SUPPLIED INFORMATION:
□ □ □ □

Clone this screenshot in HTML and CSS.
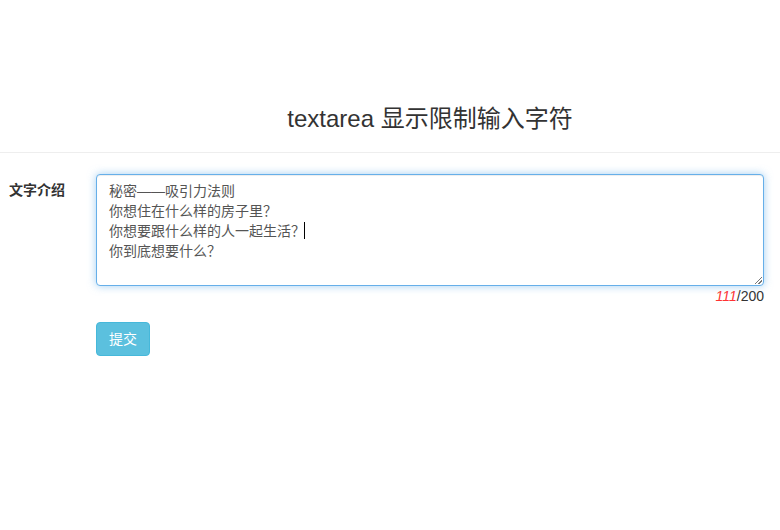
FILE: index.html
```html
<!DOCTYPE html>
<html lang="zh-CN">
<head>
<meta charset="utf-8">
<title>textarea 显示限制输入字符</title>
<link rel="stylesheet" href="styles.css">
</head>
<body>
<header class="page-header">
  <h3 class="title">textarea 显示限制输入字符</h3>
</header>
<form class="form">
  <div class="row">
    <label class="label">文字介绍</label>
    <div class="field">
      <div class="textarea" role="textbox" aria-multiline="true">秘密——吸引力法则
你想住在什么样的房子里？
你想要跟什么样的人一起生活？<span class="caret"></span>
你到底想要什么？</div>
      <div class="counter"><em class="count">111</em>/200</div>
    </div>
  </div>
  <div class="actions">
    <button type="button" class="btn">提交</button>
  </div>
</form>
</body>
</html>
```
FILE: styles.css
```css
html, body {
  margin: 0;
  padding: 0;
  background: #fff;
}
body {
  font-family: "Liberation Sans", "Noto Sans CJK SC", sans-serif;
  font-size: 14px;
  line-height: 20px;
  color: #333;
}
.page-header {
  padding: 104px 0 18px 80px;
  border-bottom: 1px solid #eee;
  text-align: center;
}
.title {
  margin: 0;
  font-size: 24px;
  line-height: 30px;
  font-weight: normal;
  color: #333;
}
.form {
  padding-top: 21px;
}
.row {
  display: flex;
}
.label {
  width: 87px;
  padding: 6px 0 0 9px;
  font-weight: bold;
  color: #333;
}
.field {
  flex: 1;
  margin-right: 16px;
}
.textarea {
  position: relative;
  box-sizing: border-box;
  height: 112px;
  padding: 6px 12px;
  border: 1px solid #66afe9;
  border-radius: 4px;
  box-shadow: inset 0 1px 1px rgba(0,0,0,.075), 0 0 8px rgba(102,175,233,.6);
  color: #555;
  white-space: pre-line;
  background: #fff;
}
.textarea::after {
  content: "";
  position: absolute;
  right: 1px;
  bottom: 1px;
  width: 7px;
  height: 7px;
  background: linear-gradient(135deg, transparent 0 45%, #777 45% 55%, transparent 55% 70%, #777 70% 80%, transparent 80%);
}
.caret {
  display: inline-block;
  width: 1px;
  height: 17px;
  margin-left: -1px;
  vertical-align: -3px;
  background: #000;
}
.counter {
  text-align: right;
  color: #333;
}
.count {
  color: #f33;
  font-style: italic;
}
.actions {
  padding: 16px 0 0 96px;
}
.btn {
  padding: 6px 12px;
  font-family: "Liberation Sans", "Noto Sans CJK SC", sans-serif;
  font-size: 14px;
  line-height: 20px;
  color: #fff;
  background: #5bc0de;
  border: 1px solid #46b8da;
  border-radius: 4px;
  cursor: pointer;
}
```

□ □ □ □

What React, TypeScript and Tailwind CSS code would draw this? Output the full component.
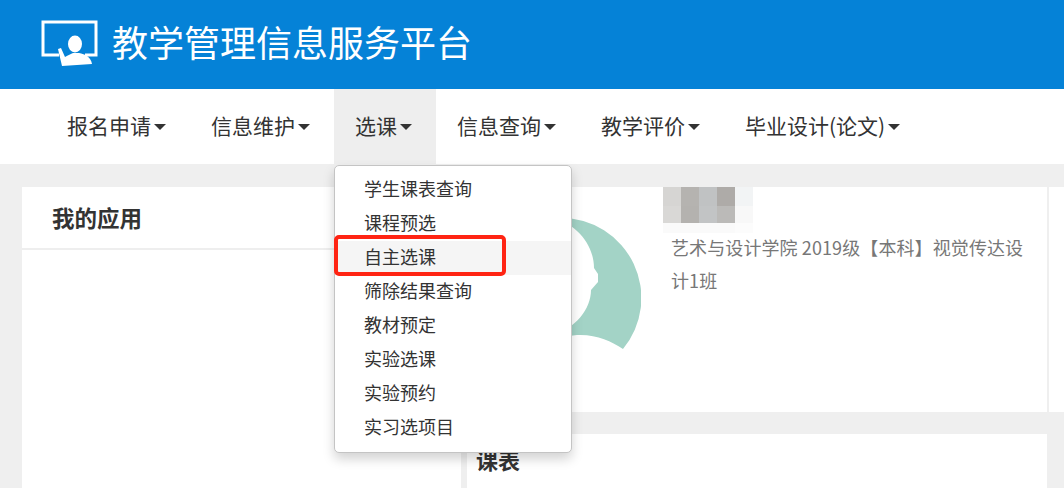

□ □ □ □

Each line that contains the string "this" counts once; say how many there are and nothing else.

THE REPLY: 2